**Your instructions**
Go through the material and pull out every line with the string "screenshot" in it.

**Given data**

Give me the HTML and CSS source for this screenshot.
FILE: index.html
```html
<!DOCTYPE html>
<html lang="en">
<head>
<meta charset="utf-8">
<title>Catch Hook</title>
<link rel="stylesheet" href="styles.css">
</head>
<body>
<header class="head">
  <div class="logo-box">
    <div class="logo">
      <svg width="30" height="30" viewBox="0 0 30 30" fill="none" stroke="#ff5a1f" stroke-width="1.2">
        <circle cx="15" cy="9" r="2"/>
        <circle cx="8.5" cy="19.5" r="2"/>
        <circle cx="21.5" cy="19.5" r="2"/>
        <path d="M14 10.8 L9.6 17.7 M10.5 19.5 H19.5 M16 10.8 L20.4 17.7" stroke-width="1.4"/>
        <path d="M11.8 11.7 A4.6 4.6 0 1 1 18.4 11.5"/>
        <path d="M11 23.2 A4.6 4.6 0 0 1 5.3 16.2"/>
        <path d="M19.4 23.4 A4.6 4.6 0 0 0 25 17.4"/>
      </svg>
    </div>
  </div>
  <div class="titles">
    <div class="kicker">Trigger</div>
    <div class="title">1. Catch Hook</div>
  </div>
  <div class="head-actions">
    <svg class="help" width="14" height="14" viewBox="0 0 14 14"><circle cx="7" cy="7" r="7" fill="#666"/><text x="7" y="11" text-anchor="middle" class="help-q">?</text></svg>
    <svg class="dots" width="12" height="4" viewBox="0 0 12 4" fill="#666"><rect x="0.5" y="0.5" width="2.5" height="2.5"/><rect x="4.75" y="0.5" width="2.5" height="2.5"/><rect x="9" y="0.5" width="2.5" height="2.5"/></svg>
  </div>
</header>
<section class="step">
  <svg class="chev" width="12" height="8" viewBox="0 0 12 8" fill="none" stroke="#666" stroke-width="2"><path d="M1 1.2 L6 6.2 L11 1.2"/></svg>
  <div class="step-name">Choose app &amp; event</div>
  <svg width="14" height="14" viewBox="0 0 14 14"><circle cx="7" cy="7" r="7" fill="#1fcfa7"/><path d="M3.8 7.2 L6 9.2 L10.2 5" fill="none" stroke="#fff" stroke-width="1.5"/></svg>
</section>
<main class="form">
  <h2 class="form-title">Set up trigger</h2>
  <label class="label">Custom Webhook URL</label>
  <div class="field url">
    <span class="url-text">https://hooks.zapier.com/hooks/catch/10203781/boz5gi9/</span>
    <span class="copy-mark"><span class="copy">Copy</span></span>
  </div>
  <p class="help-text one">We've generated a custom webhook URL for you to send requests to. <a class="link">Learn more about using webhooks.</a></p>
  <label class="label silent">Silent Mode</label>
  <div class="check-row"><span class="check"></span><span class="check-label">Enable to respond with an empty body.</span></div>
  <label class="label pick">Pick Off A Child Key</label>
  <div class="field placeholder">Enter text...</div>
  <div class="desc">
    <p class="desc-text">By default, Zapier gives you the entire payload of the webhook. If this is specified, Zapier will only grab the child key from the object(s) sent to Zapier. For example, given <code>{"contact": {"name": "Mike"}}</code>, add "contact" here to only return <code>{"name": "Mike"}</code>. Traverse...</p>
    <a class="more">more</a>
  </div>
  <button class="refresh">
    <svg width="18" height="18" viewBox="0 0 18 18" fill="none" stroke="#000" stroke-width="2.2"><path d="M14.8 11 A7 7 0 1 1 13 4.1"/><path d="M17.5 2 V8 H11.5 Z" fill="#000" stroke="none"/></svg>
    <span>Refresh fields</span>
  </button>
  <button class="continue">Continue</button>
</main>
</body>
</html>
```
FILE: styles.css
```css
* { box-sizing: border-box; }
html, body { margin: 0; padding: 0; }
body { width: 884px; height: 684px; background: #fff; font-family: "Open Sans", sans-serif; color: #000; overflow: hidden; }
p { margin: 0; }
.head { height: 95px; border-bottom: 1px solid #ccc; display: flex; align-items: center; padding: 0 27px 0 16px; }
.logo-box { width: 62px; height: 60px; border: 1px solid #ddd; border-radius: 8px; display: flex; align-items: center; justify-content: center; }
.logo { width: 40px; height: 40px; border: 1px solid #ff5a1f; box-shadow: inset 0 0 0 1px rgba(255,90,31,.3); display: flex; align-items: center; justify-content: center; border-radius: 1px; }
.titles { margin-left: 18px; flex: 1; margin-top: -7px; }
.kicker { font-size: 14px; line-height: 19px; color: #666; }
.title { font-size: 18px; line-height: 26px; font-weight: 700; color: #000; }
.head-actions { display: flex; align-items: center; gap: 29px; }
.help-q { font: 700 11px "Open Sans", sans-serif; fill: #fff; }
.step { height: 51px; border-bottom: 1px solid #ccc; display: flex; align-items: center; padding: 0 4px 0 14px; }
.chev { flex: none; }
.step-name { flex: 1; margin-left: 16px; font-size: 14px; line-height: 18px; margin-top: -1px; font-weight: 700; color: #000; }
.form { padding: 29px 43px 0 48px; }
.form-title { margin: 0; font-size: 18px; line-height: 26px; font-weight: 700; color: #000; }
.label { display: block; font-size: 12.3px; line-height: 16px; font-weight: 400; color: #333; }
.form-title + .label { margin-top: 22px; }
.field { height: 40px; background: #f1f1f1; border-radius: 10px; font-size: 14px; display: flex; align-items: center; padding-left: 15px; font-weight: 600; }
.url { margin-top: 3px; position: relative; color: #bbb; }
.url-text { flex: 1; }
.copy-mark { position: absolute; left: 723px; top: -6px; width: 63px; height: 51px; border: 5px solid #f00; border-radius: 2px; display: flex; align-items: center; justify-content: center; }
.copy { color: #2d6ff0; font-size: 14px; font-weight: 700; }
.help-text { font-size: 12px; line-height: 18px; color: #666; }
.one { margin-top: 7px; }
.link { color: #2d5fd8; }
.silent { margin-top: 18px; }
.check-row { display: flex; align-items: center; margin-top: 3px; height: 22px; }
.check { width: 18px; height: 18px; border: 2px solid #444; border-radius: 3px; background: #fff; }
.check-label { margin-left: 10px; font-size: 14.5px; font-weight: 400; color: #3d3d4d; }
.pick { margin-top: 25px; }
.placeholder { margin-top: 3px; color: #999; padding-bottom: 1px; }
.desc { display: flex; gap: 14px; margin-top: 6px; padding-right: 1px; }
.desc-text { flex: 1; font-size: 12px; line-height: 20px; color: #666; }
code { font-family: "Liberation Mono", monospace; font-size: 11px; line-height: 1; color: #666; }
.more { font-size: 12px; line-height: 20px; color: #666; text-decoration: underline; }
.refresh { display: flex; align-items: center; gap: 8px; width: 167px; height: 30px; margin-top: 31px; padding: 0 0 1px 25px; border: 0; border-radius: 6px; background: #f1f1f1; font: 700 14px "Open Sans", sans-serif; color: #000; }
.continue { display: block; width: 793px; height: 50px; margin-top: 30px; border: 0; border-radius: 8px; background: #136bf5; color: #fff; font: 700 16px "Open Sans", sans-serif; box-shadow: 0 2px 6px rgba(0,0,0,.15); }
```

* * *

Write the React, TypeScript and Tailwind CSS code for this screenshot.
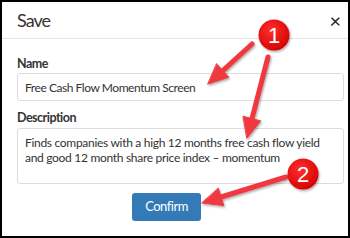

**Response below**
Give me the HTML and CSS source for this screenshot.
Write the React, TypeScript and Tailwind CSS code for this screenshot.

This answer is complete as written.